The new bearings, of course, no longer matched the mating curves in the rocker box sides. Modifying the rocker box wasn’t something I was eager to do since ensuring that the curves on both sides of the rocker would match exactly was bound to be a challenge. Not only did the radii of the curves have to match (which is pretty easy to do), but the position of the curves and their depth also needed to be the same. To accomplish this, I set up a jig to hold the rocker box in place and to precisely position the router.

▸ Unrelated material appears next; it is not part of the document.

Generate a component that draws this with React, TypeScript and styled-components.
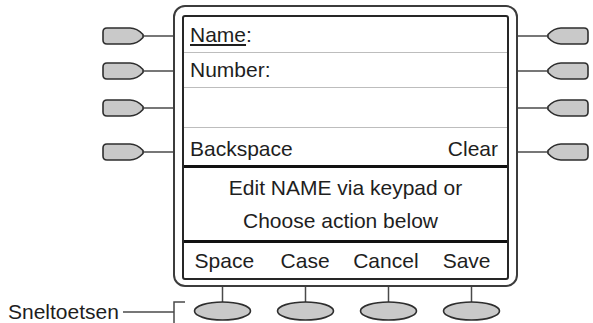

Happily, everything went smoothly. The curves came out nice and neat, and after some painting and sanding, the scope was reassembled for a test drive under the stars. And that, I have to say, was a pure joy. The scope moves wonderfully. With a modest push, I can slew from target to target and track objects at high power without any jumpiness to the motions. That might sound like a minor accomplishment, but since it really was the point of this whole exercise, it is a big deal. And after all, a Dobsonian telescope is all about how smooth and controllable the motions are.
So now, the rebuild project is finally done. Of course, there’ll be the inevitable tweaks and modifications – no telescope is truly ever finished. But at least I now have the no-compromise observing machine I wanted. I expect that this will be my main scope for many, many years. Or at least until I decide to build something bigger and/or better.
The dog and the Dob. Sam inspects my newly completed telescope while we await sunset.